Delegates from five continents to the World Conference of Jewish Organizations issued a “most earnest appeal” today to the Soviet Union to reverse a reported ban on the baking of matzohs for Russian Jews this year. The appeal was issued following the opening session of the two-day biennial parley of the world Jewish body. (See Washington report on Soviet matzoh ban on page 3.)

The statement said the organizations represented at the meeting were “deeply disturbed and saddened by the recently reported denial to Jews in the Soviet Union of facilities hitherto accorded for the baking of matzohs which are indispensable for the observance of Passover.”

The statement called the reported ban an administrative act which was not only “a violation of the rights of religious freedom” embodied in United Nations instruments and policies but that it was also “in contradiction with the oft-repeated claims of Soviet authorities that religious groups enjoy the right to the free practice of religion under the Soviet Constitution.”

The delegates added that in a country where all production facilities “are state operated.” the denial of such facilities for purposes of religious observance “amounts to restriction of religious freedom.” The delegates expressed “the earnest hope that Soviet authorities will enable Jews abroad to send matzohs for distribution to their co-religionists in the Soviet Union for the coming Passover.”

The World Conference of Jewish Organizations (COJO) includes among its constituent organizations: The American Jewish Congress, B’nai B’rith, Board of Deputies of British Jews, Canadian Jewish Congress, CRIF, the representative body of French Jewry; DAIA, the representative body of Argentine Jewry; Jewish Labor Committee; Executive Council of Australian Jewry; South African Jewish Board of Deputies, and the World Jewish Congress. The Jewish Agency for Israel participates as an observer.

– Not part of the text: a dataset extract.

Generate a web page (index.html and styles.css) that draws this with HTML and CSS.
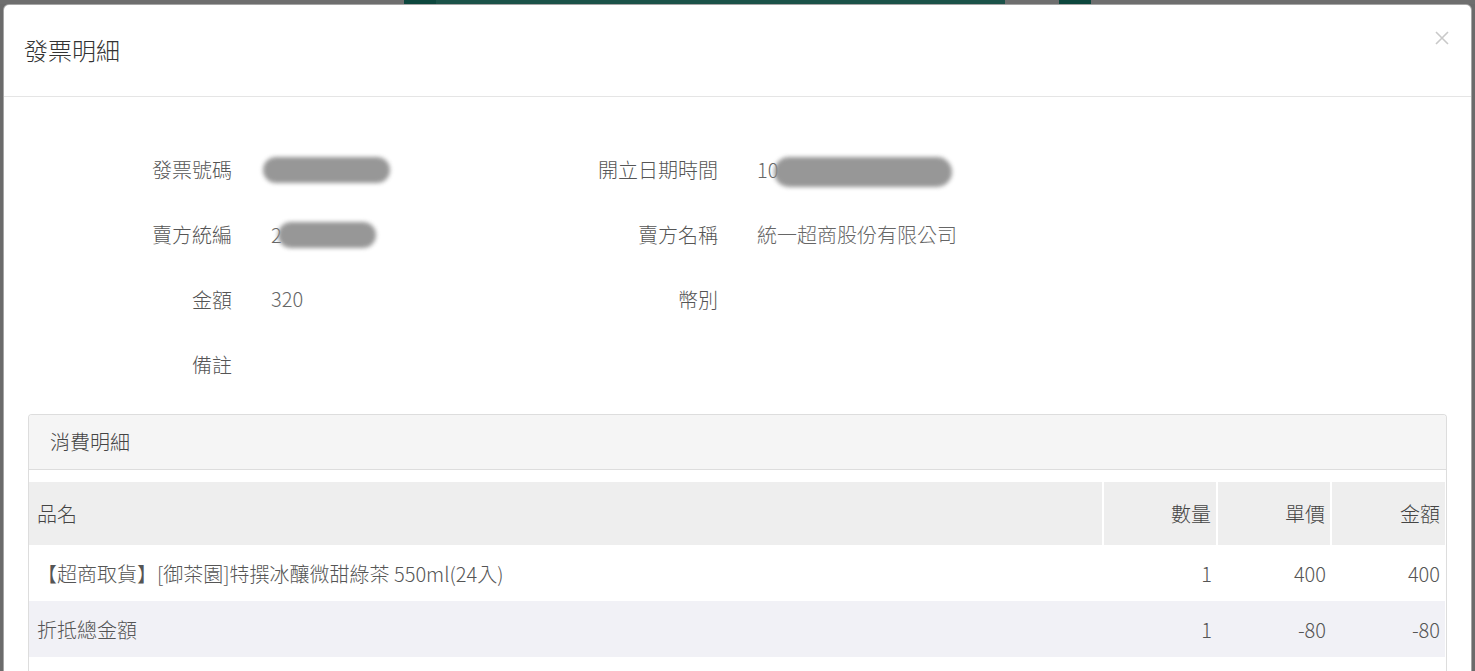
FILE: index.html
```html
<!DOCTYPE html>
<html lang="zh-Hant">
<head>
    <meta charset="UTF-8">
    <meta name="viewport" content="width=device-width, initial-scale=1.0">
    <title>發票明細</title>
    <link rel="stylesheet" href="styles.css">
</head>
<body>
    <div class="backdrop-top">
        <div class="seg seg-gray" style="width: 404px"></div>
        <div class="seg seg-teal-dark" style="width: 32px"></div>
        <div class="seg seg-teal" style="width: 569px"></div>
        <div class="seg seg-gray" style="width: 54px"></div>
        <div class="seg seg-teal-dark" style="width: 32px"></div>
        <div class="seg seg-gray"></div>
    </div>

    <div class="modal">
        <div class="modal-header">
            <h4 class="modal-title">發票明細</h4>
            <button class="close" type="button" aria-label="Close">
                <svg width="14" height="14" viewBox="0 0 14 14">
                    <path d="M1 1 L13 13 M13 1 L1 13" stroke="#c9c9c9" stroke-width="1.6" fill="none"/>
                </svg>
            </button>
        </div>

        <div class="modal-body">
            <div class="info">
                <div class="field">
                    <span class="label">發票號碼</span>
                    <span class="value"><span class="mask" style="width: 127px; margin-left: -8px"></span></span>
                </div>
                <div class="field">
                    <span class="label">開立日期時間</span>
                    <span class="value">10<span class="mask mask-tall" style="width: 178px; margin-left: -4px"></span></span>
                </div>
                <div class="field">
                    <span class="label">賣方統編</span>
                    <span class="value">2<span class="mask" style="width: 98px; margin-left: -4px"></span></span>
                </div>
                <div class="field">
                    <span class="label">賣方名稱</span>
                    <span class="value">統一超商股份有限公司</span>
                </div>
                <div class="field">
                    <span class="label">金額</span>
                    <span class="value value-up">320</span>
                </div>
                <div class="field">
                    <span class="label">幣別</span>
                    <span class="value"></span>
                </div>
                <div class="field">
                    <span class="label">備註</span>
                    <span class="value"></span>
                </div>
            </div>

            <div class="panel">
                <div class="panel-heading">消費明細</div>
                <div class="panel-body">
                    <table class="items">
                        <thead>
                            <tr>
                                <th class="col-name">品名</th>
                                <th class="col-num">數量</th>
                                <th class="col-num">單價</th>
                                <th class="col-num">金額</th>
                            </tr>
                        </thead>
                        <tbody>
                            <tr>
                                <td>【超商取貨】[御茶園]特撰冰釀微甜綠茶 550ml(24入)</td>
                                <td class="num">1</td>
                                <td class="num">400</td>
                                <td class="num">400</td>
                            </tr>
                            <tr class="alt">
                                <td>折抵總金額</td>
                                <td class="num">1</td>
                                <td class="num">-80</td>
                                <td class="num">-80</td>
                            </tr>
                            <tr>
                                <td></td>
                                <td class="num"></td>
                                <td class="num"></td>
                                <td class="num"></td>
                            </tr>
                        </tbody>
                    </table>
                </div>
            </div>
        </div>
    </div>
</body>
</html>
```

FILE: styles.css
```css
* {
    margin: 0;
    padding: 0;
    box-sizing: border-box;
}

html, body {
    height: 100%;
    overflow: hidden;
}

body {
    background-color: #6b6b6b;
    font-family: "Noto Sans CJK TC", "Noto Sans", sans-serif;
    font-weight: 300;
    color: #555;
}

.backdrop-top {
    display: flex;
    height: 4px;
}

.seg {
    height: 4px;
    flex-shrink: 0;
}

.seg-gray {
    background-color: #6e6e6e;
}

.seg-gray:last-child {
    flex: 1;
}

.seg-teal-dark {
    background-color: #0d473e;
}

.seg-teal {
    background-color: #1b5249;
}

.modal {
    margin: 0 3px;
    height: 667px;
    background-color: #fff;
    border: 1px solid rgba(0, 0, 0, 0.35);
    border-bottom: none;
    border-radius: 6px 6px 0 0;
    overflow: hidden;
}

.modal-header {
    display: flex;
    justify-content: space-between;
    align-items: flex-start;
    padding: 32px 22px 33px 20px;
    border-bottom: 1px solid #e5e5e5;
}

.modal-title {
    font-size: 24px;
    font-weight: 300;
    line-height: 26px;
    color: #333;
}

.close {
    background: none;
    border: none;
    width: 14px;
    height: 14px;
    margin-top: -6px;
    cursor: pointer;
}

.close svg {
    display: block;
}

.modal-body {
    padding: 40px 24px 24px;
}

.info {
    display: flex;
    flex-wrap: wrap;
    width: 972px;
    margin-bottom: 17px;
}

.field {
    display: flex;
    align-items: center;
    width: 486px;
    height: 65px;
    font-size: 20px;
}

.label {
    width: 204px;
    text-align: right;
    color: #555;
}

.value {
    display: flex;
    align-items: center;
    margin-left: 39px;
    color: #666;
}

.value-up {
    margin-top: -3px;
}

.mask {
    display: inline-block;
    height: 26px;
    border-radius: 13px;
    background-color: #8c8c8c;
    filter: blur(2px);
    opacity: 0.9;
}

.mask-tall {
    height: 30px;
    border-radius: 15px;
    margin-top: 4px;
}

.panel {
    border: 1px solid #ddd;
    border-radius: 4px 4px 0 0;
    border-bottom: none;
}

.panel-heading {
    height: 55px;
    padding-left: 21px;
    line-height: 54px;
    font-size: 20px;
    color: #444;
    background-color: #f5f5f5;
    border-bottom: 1px solid #ddd;
    border-radius: 3px 3px 0 0;
}

.panel-body {
    padding: 12px 1px 0 0;
}

.items {
    width: 100%;
    border-collapse: collapse;
    font-size: 20px;
    color: #555;
}

.items th {
    height: 63px;
    font-weight: 300;
    background-color: #eee;
    color: #444;
    border-left: 2px solid #fff;
}

.items th:first-child {
    border-left: none;
}

.items td {
    height: 56px;
}

.col-name {
    text-align: left;
    padding-left: 8px;
}

.col-num {
    width: 114px;
    text-align: right;
    padding-right: 5px;
}

.items td:first-child {
    padding-left: 8px;
}

.items td.num {
    text-align: right;
    padding-right: 5px;
}

.items tr.alt td {
    background-color: #f1f1f6;
}
```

The biennial meeting also adopted a program to be presented for discussion and action at the forthcoming first World Jewish Assembly to be held in Jerusalem in August under the sponsorship of COJO. The Assembly has been convened to discuss problems of Jewish education in the diaspora, with particular emphasis on a program for “counteracting the trends of assimilation and cultural disintegration which are making serious inroads in Jewish life in all countries outside of Israel.”

The program was prepared by the Educators’ Consultative Committee of COJO, a group of prominent educators. It deals with such problems as the responsibility of Jewish communities for Jewish education, the place of Israel in diaspora education, teacher education and welfare, elementary and secondary education as well as adult and higher education.

The original call for the convening of the first World Jewish Assembly on Education to be held in Jerusalem was made in New York in a joint announcement by Dr. Nahum Goldmann and Label A. Katz, chairman and co-chairman of COJO. The Jerusalem Assembly will be attended by some 200 elected delegates from all parts of the globe, including some 60 delegates from this country and many guests who are expected to attend the deliberations as observers.

The topics in the agenda adopted by the biennial meeting of COJO will be thoroughly studied in seven workshops of the World Jewish Assembly on Education in Jerusalem which will meet concurrently for three days. The concensus of each workshop will be presented at four subsequent plenary sessions of the Assembly for full consideration by all the delegates.

A special study of the pertinent facts of Jewish education in the diaspora has been undertaken by COJO in cooperation with the American Association for Jewish Education which was invited to coordinate the preliminary work of the delegation from the United States.